Performance of Self-Healing Cementitious Composites Using Aligned Tubular Healing Fiber

From the perspective of improving the self-healing method in construction, a tubular healing fiber was adopted as a container to improve the encapsulation capacity, which was available using a micro-capsule as a container. Knowing the direction of the stresses to which structure members are subjected, this research investigated the influence of aligning tubular healing fibers parallel to intended stress into a cementitious composite to increase the self-healing capability. For that, a healing agent was encapsulated into a tubular healing fiber made with polyvinylidene of fluoride resin (PVDF). Then, the healing fiber was combined with steel fibers to align both fibers together parallel to the direction of an intended splitting tensile stress when subjected to a magnetic field in a cylindrical cementitious composite. The alignment method and the key point through which the alignment of the healing fibers could efficiently improve autonomic self-healing were investigated.

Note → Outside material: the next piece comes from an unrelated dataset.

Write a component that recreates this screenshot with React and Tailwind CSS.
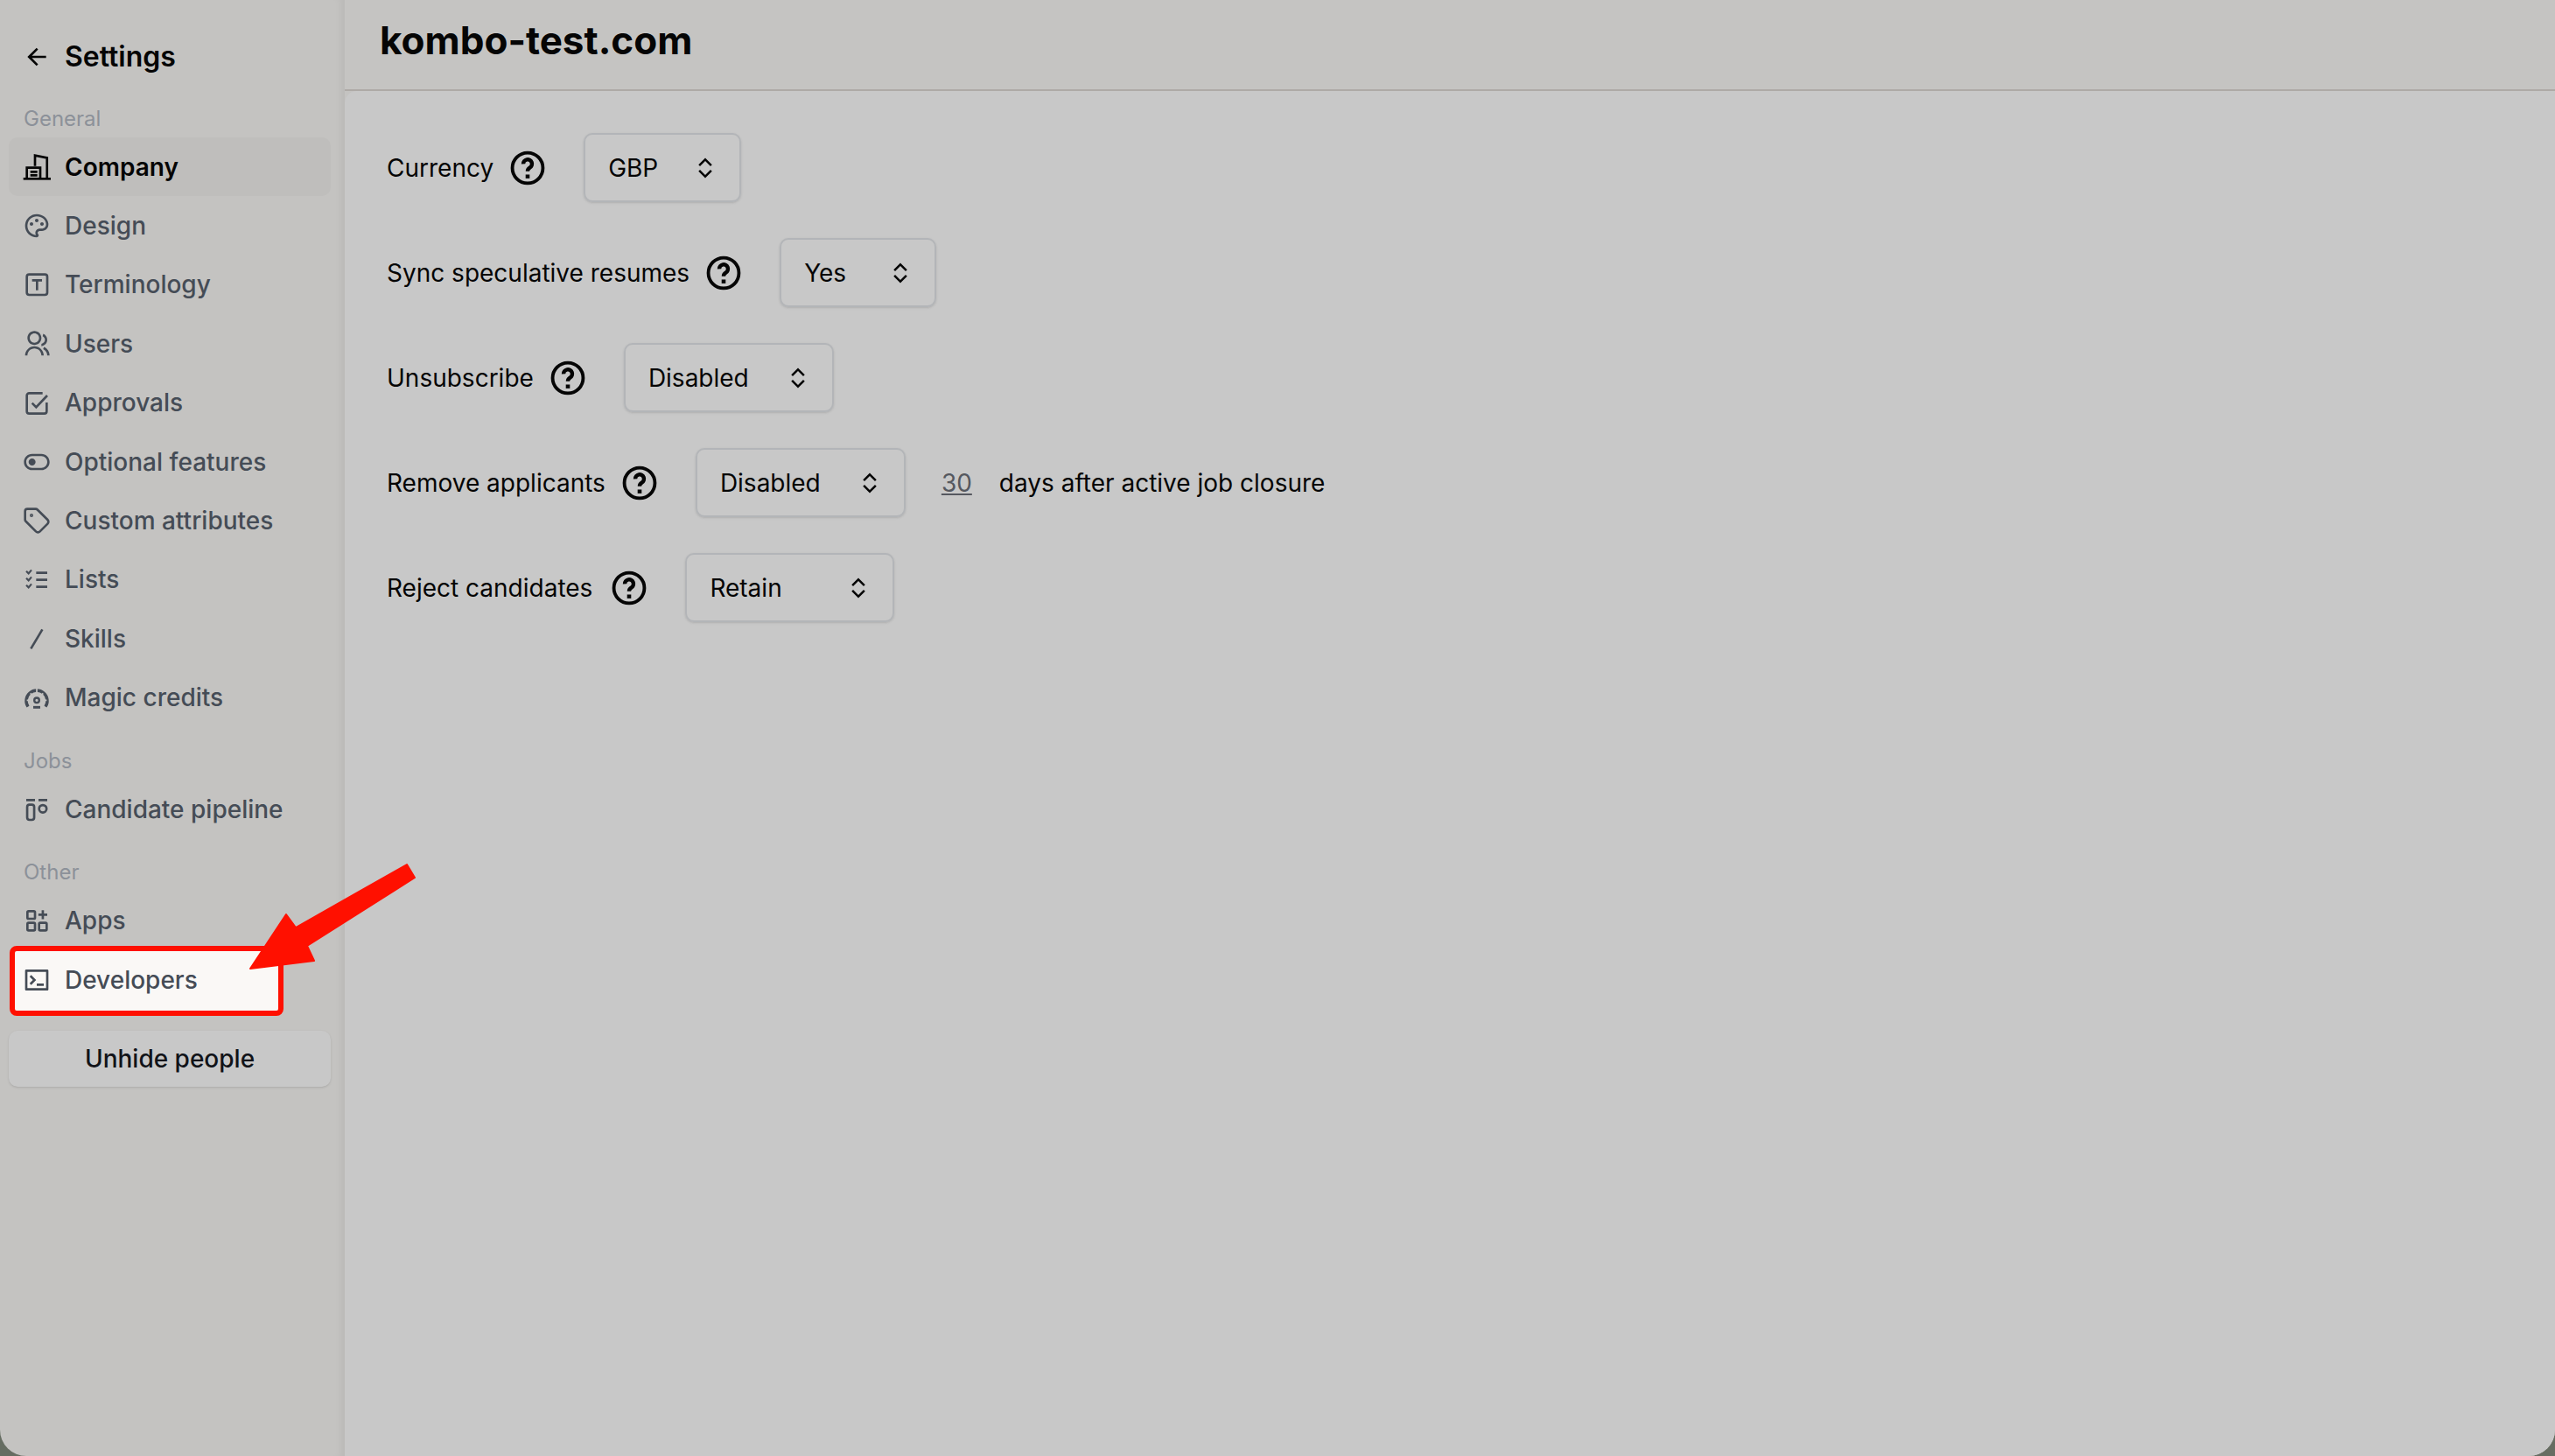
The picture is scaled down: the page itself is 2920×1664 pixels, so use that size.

Since the magnetic field is known to be able to drag steel to an expected direction, steel fibers were combined with the healing fibers to form a hybrid fiber that aligned both fibers together. The required mixture workability was investigated to avoid the sinking of the healing fibers into the mixture. The healing efficiency, according to the orientation of the healing fibers in the composite matrix, was evaluated through a permeability test and a repetitive splitting tensile test. The aligned healing fibers performed better than the randomly distributed healing fibers. However, according to the healing efficiency with aligned healing fibers, it was deduced that the observed decreasing effect of the container's alignment on the specimen's mechanical properties was low enough to be neglected.

Automated summary

This study combined tubular healing fibers with steel fibers to enhance the self-healing capability of cementitious composite materials by aligning healing fibers in the intended stress direction and investigating the impact of a magnetic field on fiber alignment. The efficiency of self-healing was evaluated through permeability and splitting tensile tests, showing that aligned healing fibers outperformed randomly distributed fibers. The observed decrease in mechanical properties due to fiber alignment was considered negligible.